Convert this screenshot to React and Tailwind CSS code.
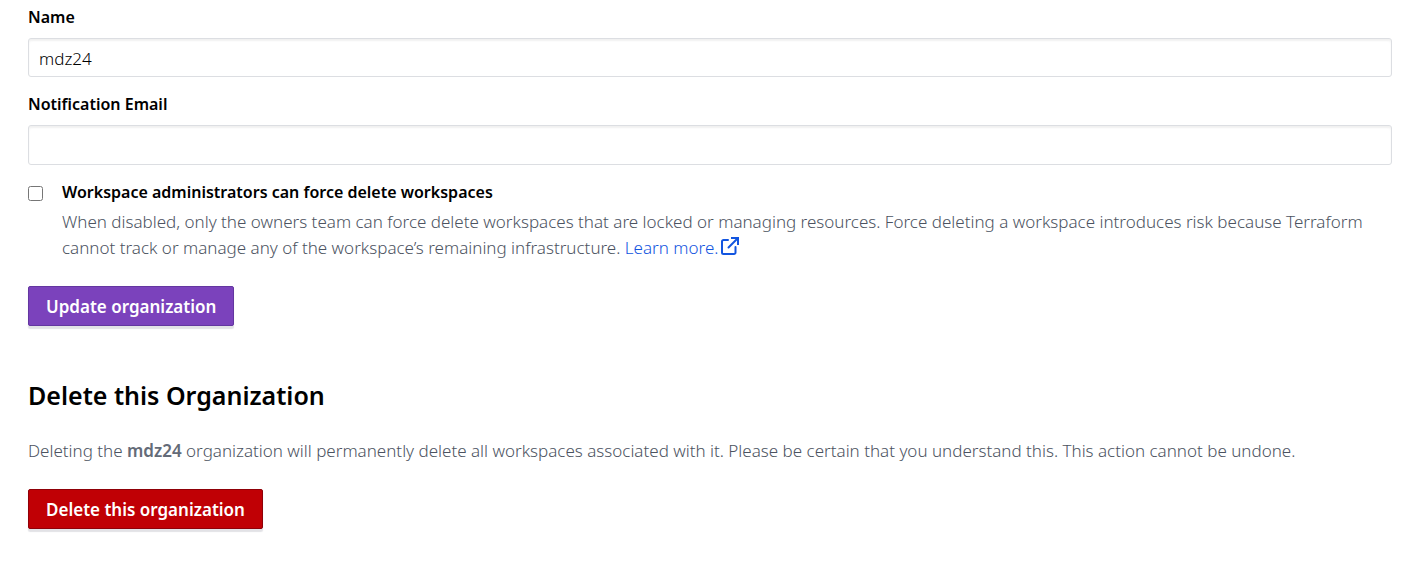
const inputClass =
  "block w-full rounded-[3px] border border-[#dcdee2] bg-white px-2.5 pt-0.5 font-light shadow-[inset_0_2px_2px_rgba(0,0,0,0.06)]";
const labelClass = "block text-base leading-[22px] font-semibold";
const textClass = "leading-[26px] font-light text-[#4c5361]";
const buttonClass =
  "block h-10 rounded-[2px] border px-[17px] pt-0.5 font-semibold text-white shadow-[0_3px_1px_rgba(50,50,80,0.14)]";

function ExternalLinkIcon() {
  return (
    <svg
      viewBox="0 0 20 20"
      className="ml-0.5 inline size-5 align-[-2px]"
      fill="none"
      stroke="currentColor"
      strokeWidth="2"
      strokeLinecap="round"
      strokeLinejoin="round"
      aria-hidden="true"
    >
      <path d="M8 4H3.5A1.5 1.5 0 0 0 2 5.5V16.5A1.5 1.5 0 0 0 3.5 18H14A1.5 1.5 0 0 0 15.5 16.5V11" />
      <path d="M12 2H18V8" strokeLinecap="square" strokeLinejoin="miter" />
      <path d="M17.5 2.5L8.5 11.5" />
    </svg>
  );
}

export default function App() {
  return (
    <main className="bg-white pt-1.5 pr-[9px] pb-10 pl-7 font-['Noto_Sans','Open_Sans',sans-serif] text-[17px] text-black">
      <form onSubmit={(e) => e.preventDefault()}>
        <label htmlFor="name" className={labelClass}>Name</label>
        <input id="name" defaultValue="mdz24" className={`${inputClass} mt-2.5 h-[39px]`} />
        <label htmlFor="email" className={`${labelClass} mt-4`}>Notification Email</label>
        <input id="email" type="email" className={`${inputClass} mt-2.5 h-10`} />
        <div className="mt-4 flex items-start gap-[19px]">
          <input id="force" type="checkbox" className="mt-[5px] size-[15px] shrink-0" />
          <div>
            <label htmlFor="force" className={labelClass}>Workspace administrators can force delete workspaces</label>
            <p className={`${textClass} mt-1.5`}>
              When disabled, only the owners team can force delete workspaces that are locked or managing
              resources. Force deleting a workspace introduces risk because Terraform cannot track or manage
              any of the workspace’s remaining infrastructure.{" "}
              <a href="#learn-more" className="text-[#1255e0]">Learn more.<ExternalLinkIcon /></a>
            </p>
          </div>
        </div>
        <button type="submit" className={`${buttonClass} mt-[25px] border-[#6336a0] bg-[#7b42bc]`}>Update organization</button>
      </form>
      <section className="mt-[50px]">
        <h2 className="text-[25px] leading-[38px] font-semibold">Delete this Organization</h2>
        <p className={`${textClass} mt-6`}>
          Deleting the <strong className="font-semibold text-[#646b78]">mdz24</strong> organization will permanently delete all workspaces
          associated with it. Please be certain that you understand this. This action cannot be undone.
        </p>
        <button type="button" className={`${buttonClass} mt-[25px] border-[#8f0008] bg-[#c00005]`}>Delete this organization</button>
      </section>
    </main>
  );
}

****************************************

Restate the data above word for word. Do not include the images.

## Answer in full
Convert this screenshot to React and Tailwind CSS code.
const inputClass =
  "block w-full rounded-[3px] border border-[#dcdee2] bg-white px-2.5 pt-0.5 font-light shadow-[inset_0_2px_2px_rgba(0,0,0,0.06)]";
const labelClass = "block text-base leading-[22px] font-semibold";
const textClass = "leading-[26px] font-light text-[#4c5361]";
const buttonClass =
  "block h-10 rounded-[2px] border px-[17px] pt-0.5 font-semibold text-white shadow-[0_3px_1px_rgba(50,50,80,0.14)]";

function ExternalLinkIcon() {
  return (
    <svg
      viewBox="0 0 20 20"
      className="ml-0.5 inline size-5 align-[-2px]"
      fill="none"
      stroke="currentColor"
      strokeWidth="2"
      strokeLinecap="round"
      strokeLinejoin="round"
      aria-hidden="true"
    >
      <path d="M8 4H3.5A1.5 1.5 0 0 0 2 5.5V16.5A1.5 1.5 0 0 0 3.5 18H14A1.5 1.5 0 0 0 15.5 16.5V11" />
      <path d="M12 2H18V8" strokeLinecap="square" strokeLinejoin="miter" />
      <path d="M17.5 2.5L8.5 11.5" />
    </svg>
  );
}

export default function App() {
  return (
    <main className="bg-white pt-1.5 pr-[9px] pb-10 pl-7 font-['Noto_Sans','Open_Sans',sans-serif] text-[17px] text-black">
      <form onSubmit={(e) => e.preventDefault()}>
        <label htmlFor="name" className={labelClass}>Name</label>
        <input id="name" defaultValue="mdz24" className={`${inputClass} mt-2.5 h-[39px]`} />
        <label htmlFor="email" className={`${labelClass} mt-4`}>Notification Email</label>
        <input id="email" type="email" className={`${inputClass} mt-2.5 h-10`} />
        <div className="mt-4 flex items-start gap-[19px]">
          <input id="force" type="checkbox" className="mt-[5px] size-[15px] shrink-0" />
          <div>
            <label htmlFor="force" className={labelClass}>Workspace administrators can force delete workspaces</label>
            <p className={`${textClass} mt-1.5`}>
              When disabled, only the owners team can force delete workspaces that are locked or managing
              resources. Force deleting a workspace introduces risk because Terraform cannot track or manage
              any of the workspace’s remaining infrastructure.{" "}
              <a href="#learn-more" className="text-[#1255e0]">Learn more.<ExternalLinkIcon /></a>
            </p>
          </div>
        </div>
        <button type="submit" className={`${buttonClass} mt-[25px] border-[#6336a0] bg-[#7b42bc]`}>Update organization</button>
      </form>
      <section className="mt-[50px]">
        <h2 className="text-[25px] leading-[38px] font-semibold">Delete this Organization</h2>
        <p className={`${textClass} mt-6`}>
          Deleting the <strong className="font-semibold text-[#646b78]">mdz24</strong> organization will permanently delete all workspaces
          associated with it. Please be certain that you understand this. This action cannot be undone.
        </p>
        <button type="button" className={`${buttonClass} mt-[25px] border-[#8f0008] bg-[#c00005]`}>Delete this organization</button>
      </section>
    </main>
  );
}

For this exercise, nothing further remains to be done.